The problem
Pull out every line containing the string "full".

Dataset extract

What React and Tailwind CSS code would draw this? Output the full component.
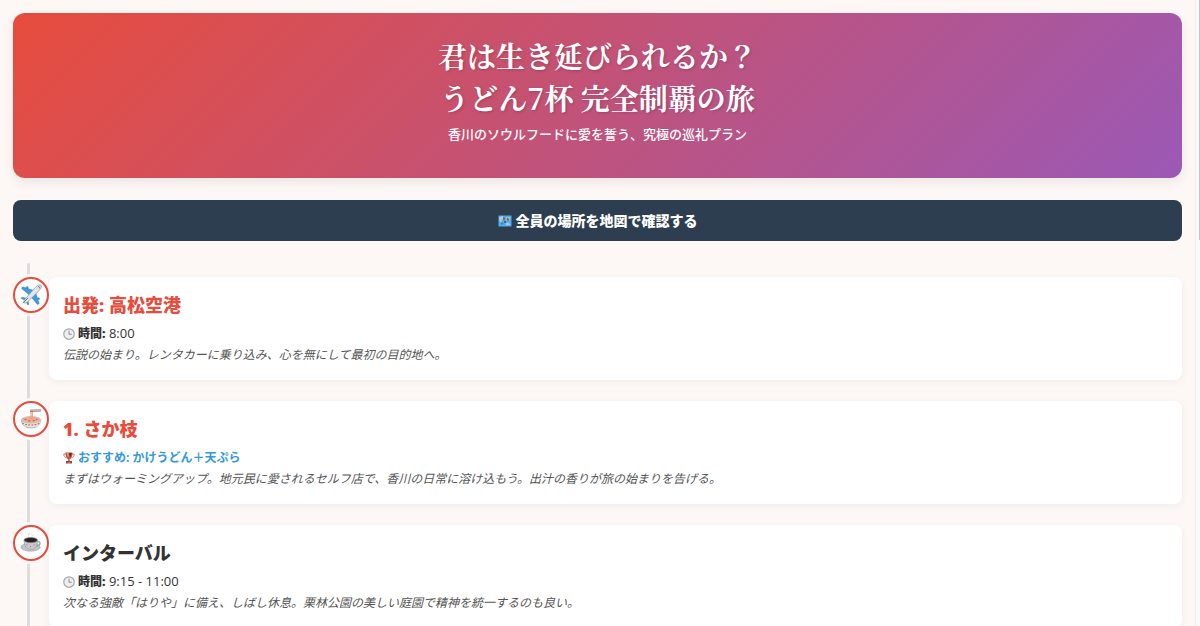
const PAGE_FONT = "font-['Open_Sans','Noto_Sans_CJK_JP',sans-serif]";

const PlaneIcon = () => (
  <svg viewBox="0 0 24 24" className="size-[22px]" aria-hidden="true">
    <g stroke="#2b78b5" strokeWidth="0.4">
      <path d="M15 7 3 3 1.600 4.800l8.800 7.600z" fill="#3d9be0" />
      <path d="m17 9 4 12.200-1.800 1.400-7.400-8.800z" fill="#3d9be0" />
      <path d="M6.200 15.200 2 14.400l-1 1.100 4.200 2.200zM8.900 17.900l.8 4.200-1.100 1-2.300-4.200z" fill="#3d96d6" />
      <path d="m6.600 3.200 1.600-.6 1 1.800-1.200.8zM20.900 17.300l.6-1.600-1.800-1-.8 1.200z" fill="#2f7fc0" />
    </g>
    <path d="M22.800 1.300c1 1 .4 3.400-1.600 5.400L9.600 18.400c-2 2-4.300 3-5.200 2.100s.1-3.200 2.100-5.200L17.400 2.900c2-2 4.400-2.600 5.400-1.600z" fill="#e3e6e9" stroke="#858d94" strokeWidth="0.700" />
    <path d="M19.500 3.100c.7-.3 1.300-.2 1.600.1s.4.900.1 1.600" fill="none" stroke="#3f5566" strokeWidth="0.900" />
    <path d="m3.200 21 5.600-5.900" stroke="#56718a" strokeWidth="1" />
  </svg>
);

const NoodleIcon = () => (
  <svg viewBox="0 0 24 24" className="size-[22px]" aria-hidden="true">
    <path d="M7 20h10v2H7z" fill="#b4b4b6" />
    <path d="M1.500 13.500c0 5 4.200 8 10.500 8s10.500-3 10.500-8z" fill="#e4e3e4" stroke="#a9a9ab" strokeWidth="0.600" />
    <path d="M2.600 16.300c4 3 14.800 3 18.800 0" fill="none" stroke="#e25a50" strokeWidth="1.300" strokeDasharray="2 1.400" />
    <ellipse cx="12" cy="12.800" rx="10.500" ry="3.600" fill="#d8cfcd" stroke="#a8a2a2" strokeWidth="0.600" />
    <ellipse cx="12" cy="12.600" rx="9.200" ry="2.800" fill="#f0a78c" />
    <path d="M5 12.500h2M9 14h2M14 13.800h2M17.500 12.500h1.500" stroke="#d9604e" strokeWidth="1.200" />
    <path d="M12 12V3M13.500 12V3" stroke="#ef9b78" strokeWidth="1.100" />
    <path d="m11 2.300 12-.3M11 3.800l12-.4" stroke="#7b5f55" strokeWidth="0.800" />
  </svg>
);

const CoffeeIcon = () => (
  <svg viewBox="0 0 24 24" className="size-[22px]" aria-hidden="true">
    <path d="M10 5c-2-2 1-2 0-4M13 5c2-2-1-2 0-3" fill="none" stroke="#c9c9c9" strokeWidth="0.800" />
    <ellipse cx="11.500" cy="16.500" rx="10.500" ry="4.500" fill="#c5c6c9" stroke="#97989b" strokeWidth="0.600" />
    <path d="M18 10.500c5-1 5.500 4.500-1 5" fill="none" stroke="#a3a3a6" strokeWidth="1.600" />
    <path d="M4.500 9c0 6 2 10 7.500 10s7-4 7-10z" fill="#c9c9cd" stroke="#8e8f93" strokeWidth="0.600" />
    <ellipse cx="11.700" cy="8.800" rx="7.300" ry="2.800" fill="#26201e" stroke="#85858a" strokeWidth="0.800" />
    <path d="M7 14h1M15 14h1M11 16h1" stroke="#b45766" strokeWidth="1" />
  </svg>
);

const ClockIcon = () => (
  <svg viewBox="0 0 24 24" className="size-3 shrink-0" aria-hidden="true">
    <circle cx="12" cy="12" r="10.500" fill="#eeeff0" stroke="#a6a9ac" strokeWidth="2.500" />
    <path d="M12 5v7.500h5.500" fill="none" stroke="#6e7276" strokeWidth="1.500" />
  </svg>
);

const TrophyIcon = () => (
  <svg viewBox="0 0 24 24" className="size-3 shrink-0" aria-hidden="true">
    <path d="M6 4H1.500c0 5 3 7 6 8M18 4h4.500c0 5-3 7-6 8" fill="none" stroke="#dc6a51" strokeWidth="1.800" />
    <path d="M5 1h14c0 8-2 12-5.500 13.500V18h-3v-3.500C7 13 5 9 5 1z" fill="#c2543f" />
    <path d="M8 2h3v9C9 9 8 6 8 2z" fill="#e9a184" />
    <path d="M12 2h5c0 3-1 6-3 8z" fill="#403430" />
    <path d="M6 18h12v5H6z" fill="#9b4134" />
    <path d="M9 20h6v1.500H9z" fill="#df8968" />
  </svg>
);

const MapIcon = () => (
  <svg viewBox="0 0 28 24" className="h-3 w-[14px] shrink-0" aria-hidden="true">
    <path d="M1 1h26v22H1z" fill="#4aaef2" />
    <path d="m2 4 8-2 2 5-4 3-2 6-3-4zM16 4l9 1-2 6-5-2-3 3zM15 17l6-2 4 4-8 2z" fill="#a9cdd8" />
    <path d="m10 4 5 2-2 5-3-2zM18 5l5 3-3 4-3-3zM5 15l6 1-3 4z" fill="#a9544e" />
    <path d="M12 12h4v4h-4z" fill="#2c6a9a" />
  </svg>
);

const stops = [
  {
    title: '出発: 高松空港',
    titleColor: 'text-[#e74c3c]',
    icon: <PlaneIcon />,
    time: '8:00',
    text: '伝説の始まり。レンタカーに乗り込み、心を無にして最初の目的地へ。',
  },
  {
    title: '1. さか枝',
    titleColor: 'text-[#e74c3c]',
    icon: <NoodleIcon />,
    recommend: 'おすすめ: かけうどん＋天ぷら',
    text: 'まずはウォーミングアップ。地元民に愛されるセルフ店で、香川の日常に溶け込もう。出汁の香りが旅の始まりを告げる。',
  },
  {
    title: 'インターバル',
    titleColor: 'text-[#333333]',
    icon: <CoffeeIcon />,
    time: '9:15 - 11:00',
    text: '次なる強敵「はりや」に備え、しばし休息。栗林公園の美しい庭園で精神を統一するのも良い。',
  },
];

const Stop = ({ stop }) => (
  <li className="flex items-start">
    {/* Marker, with a ring in the page colour that cuts the line */}
    <div className="relative flex size-9 shrink-0 items-center justify-center rounded-full border-2 border-[#e74c3c] bg-white ring-3 ring-[#fdf8f5]">
      {stop.icon}
    </div>
    <article className="relative min-w-0 flex-1 rounded-lg bg-white px-[14px] pt-[14px] pb-[15px] shadow-[0_2px_8px_rgba(0,0,0,0.05)]">
      <h2 className={`mb-1 text-lg leading-7 font-black ${stop.titleColor}`}>{stop.title}</h2>
      {stop.time && (
        <p className="flex items-center gap-[3px] text-[13px] leading-[21px] text-[#333333]">
          <ClockIcon />
          <span><strong className="text-xs font-black">時間:</strong> {stop.time}</span>
        </p>
      )}
      {stop.recommend && (
        <p className="flex items-center gap-[3px] text-xs leading-[21px] font-bold text-[#3498db]">
          <TrophyIcon />
          {stop.recommend}
        </p>
      )}
      <p className="text-xs leading-[21px] text-[#555555] italic">{stop.text}</p>
    </article>
  </li>
);

export default function App() {
  return (
    <div className={`flex h-screen overflow-hidden bg-[#fdf8f5] text-[#333333] ${PAGE_FONT}`}>
      <main className="min-w-0 flex-1 p-[13px]">
        <header className="rounded-xl bg-[linear-gradient(135deg,#e74c3c,#9b59b6)] px-6 pt-[22px] pb-[34px] text-center text-white shadow-[0_4px_12px_rgba(0,0,0,0.08)]">
          <h1 className="mb-[5px] font-['Noto_Serif_CJK_JP','Noto_Sans_CJK_JP',serif] text-[29px] leading-[42px] font-bold text-shadow-[1px_1px_3px_rgba(0,0,0,0.2)]">
            君は生き延びられるか？
            <br />
            うどん7杯 完全制覇の旅
          </h1>
          <p className="text-[13px] leading-5 font-medium">香川のソウルフードに愛を誓う、究極の巡礼プラン</p>
        </header>

        <a
          href="#map"
          className="mt-[22px] flex items-center justify-center gap-1 rounded-lg bg-[#2c3e50] py-[10px] text-sm leading-[21px] font-black text-white"
        >
          <MapIcon />
          全員の場所を地図で確認する
        </a>

        <div className="relative mt-[22px] pt-[14px]">
          <div className="absolute top-0 left-[14px] h-screen w-[3px] rounded-full bg-[#dddddd]" />
          <ol id="map" className="flex flex-col gap-[21px]">
            {stops.map((stop) => (
              <Stop key={stop.title} stop={stop} />
            ))}
          </ol>
        </div>
      </main>

      {/* Scroll track */}
      <div className="flex w-[5px] shrink-0 justify-end border-l border-[#eeeeee] bg-[#fafafa]">
        <div className="h-[240px] w-px bg-[#c1c5c8]" />
      </div>
    </div>
  );
}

Result
What React and Tailwind CSS code would draw this? Output the full component.
    <div className="relative flex size-9 shrink-0 items-center justify-center rounded-full border-2 border-[#e74c3c] bg-white ring-3 ring-[#fdf8f5]">
          <div className="absolute top-0 left-[14px] h-screen w-[3px] rounded-full bg-[#dddddd]" />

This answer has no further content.